Furthermore, I am still waiting for an answer to my question (in issue
tracker #38803) wrt the NMI watchdog: how high is the risk to "shoot
down" a running production system with the watchdog from RH's experience?

As a temprorary workaround we have told the customer to shut off
Hyperthreading in the servers, and thus, run as UP. Since then no
further crashes were reported, and the customer is currently content
because HT/smp doesn't benefit him too much. 

However, this may change in the future, so we'd rather solve the
problem instead of hoping that the customer will always run UP.
He may even buy SMP servers some time in the future.

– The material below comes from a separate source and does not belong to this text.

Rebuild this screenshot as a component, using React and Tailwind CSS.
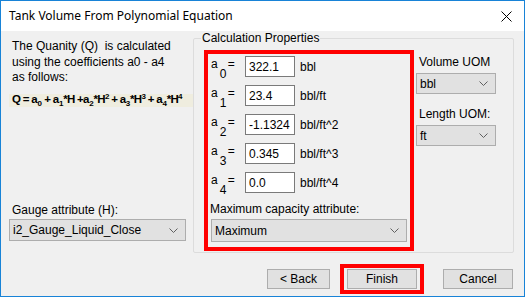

The fact that the problems are gone since we switched SMP off supports
my suspicion that there are locking problems involved. The tty layer
seems to be a likely candidate because a) there are known locking
problems ther, b) the machines do a lot of serial IO, and c) my above
analysis points in this direction.

Comment 8 Martin Wilck 2004-08-19 11:45:34 UTC
PS the ipmi driver is part of our Servermanagement package. It talks
to our BMC.



Comment 9 Neil Horman 2004-09-03 11:22:22 UTC

*** This bug has been marked as a duplicate of 131672 ***

Comment 10 Red Hat Bugzilla 2006-02-21 19:03:06 UTC
Changed to 'CLOSED' state since 'RESOLVED' has been deprecated.